On Tuesday, the Metro Council approved a $1.2 million settlement for Paul Shane Garrett, who sued the city and five former Metro Nashville police officers after serving 10 years in prison for the 2000 murder of Velma Tharpe.
However, it isn’t the dollar figure that surprised lawyers and reporters in this case, but rather the an opinion written by former Davidson County Criminal Court Judge Mark Fishburn. He criticized then-District Attorney Torry Johnson and MNPD for knowingly leaving “an man innocent man in jail for 10 years,” said Nashville Banner editor Steven Cavendish during Monday’s episode of This Is Nashville.
Fishburn called it “a failure at every level of local law enforcement.”
“I’ve never seen anything like that,” continued Cavendish, who reported on Garrett’s case with NewsChannel 5. “Lawyers that I’ve talked to had never really seen a sitting judge just kind of rake a department over the coals like that.”
Irregularities began in the case shortly after Garrett was arrested in 2001.

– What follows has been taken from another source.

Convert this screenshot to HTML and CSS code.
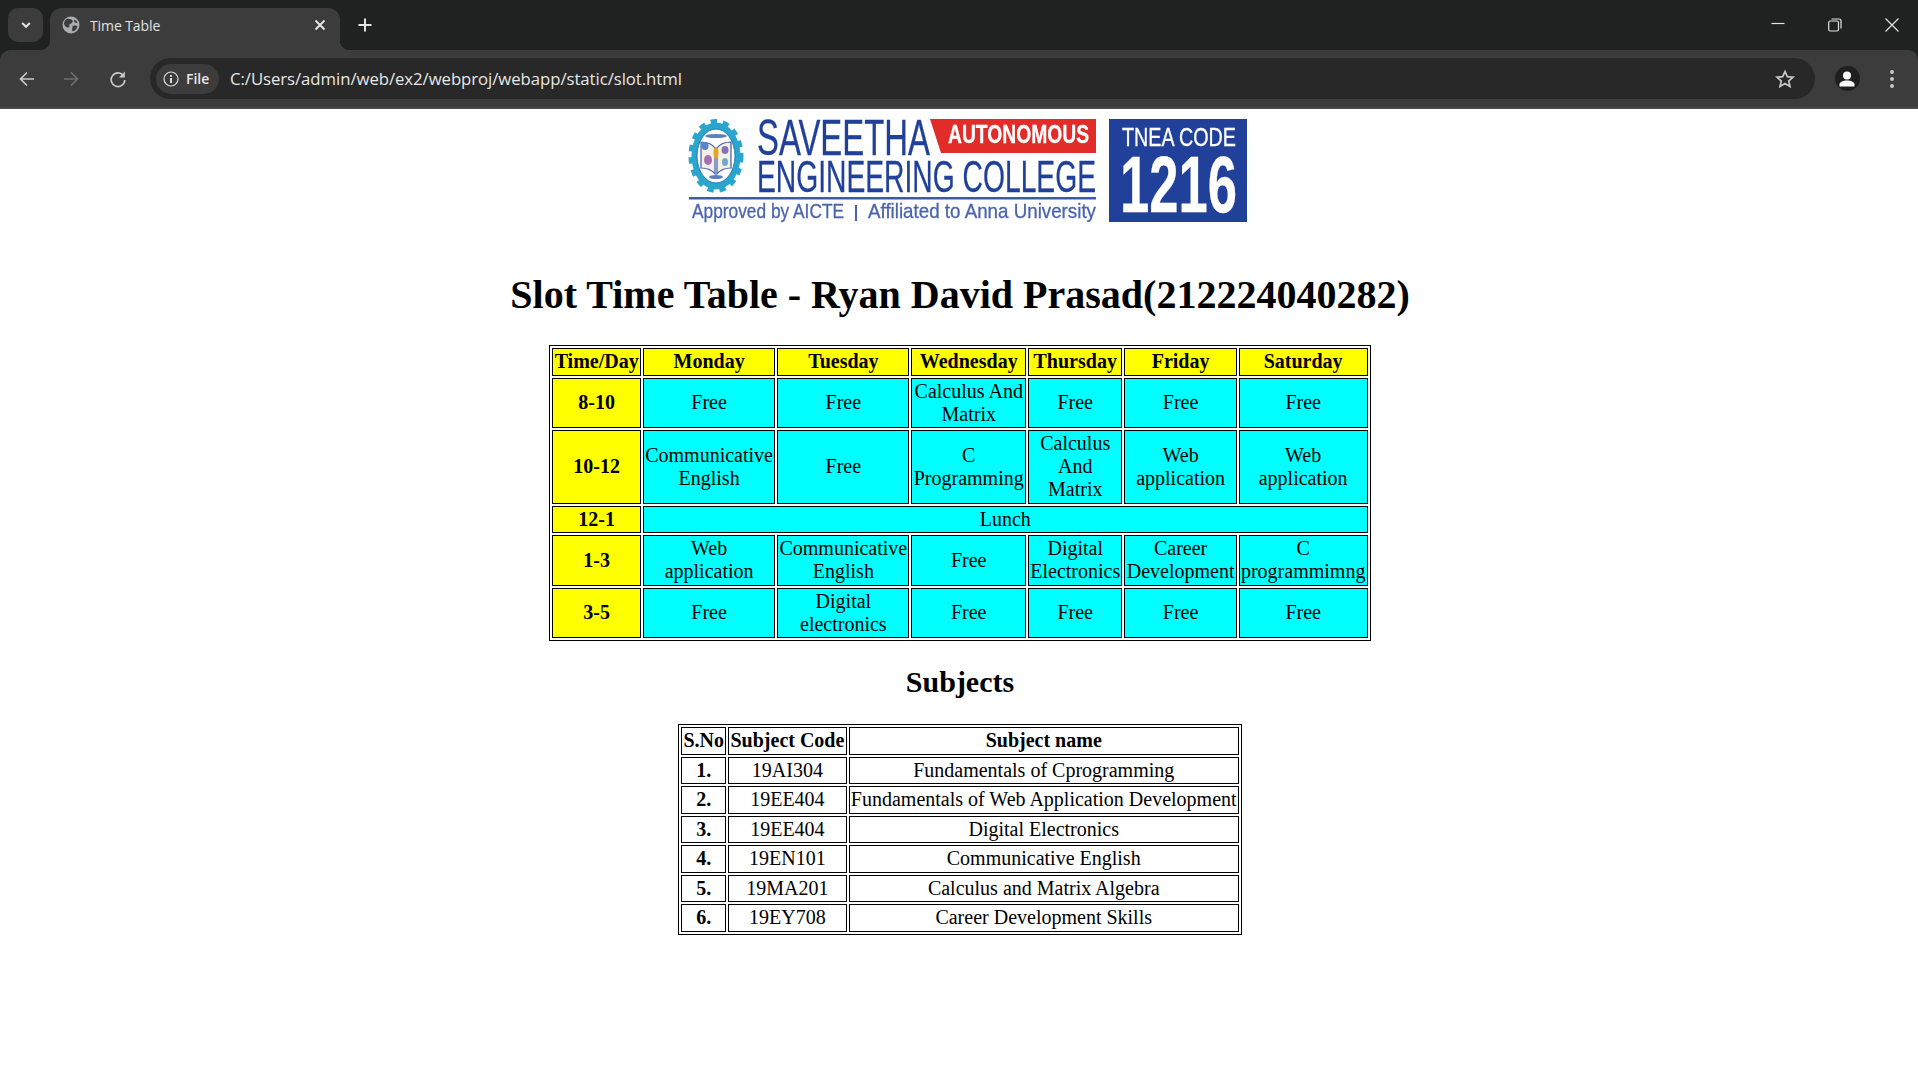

“From the beginning, there were always doubts kind of lingering … within the DA’s Office. There was a situation where the the cops in the case really pressured Garrett in interviews and really kind of cobbled together what they said was a confession,” Cavendish said.
After spending two years in jail, Garrett pleaded guilty to the murder to avoid a life sentence and possibly the death penalty. He sought to have his conviction overturned after he was released from prison in 2011.
“But there were some things that came up sort of in the interim that were problematic. Notably, the Tennessee Bureau of Investigation got a hit in their CODIS system,” Cavendish said.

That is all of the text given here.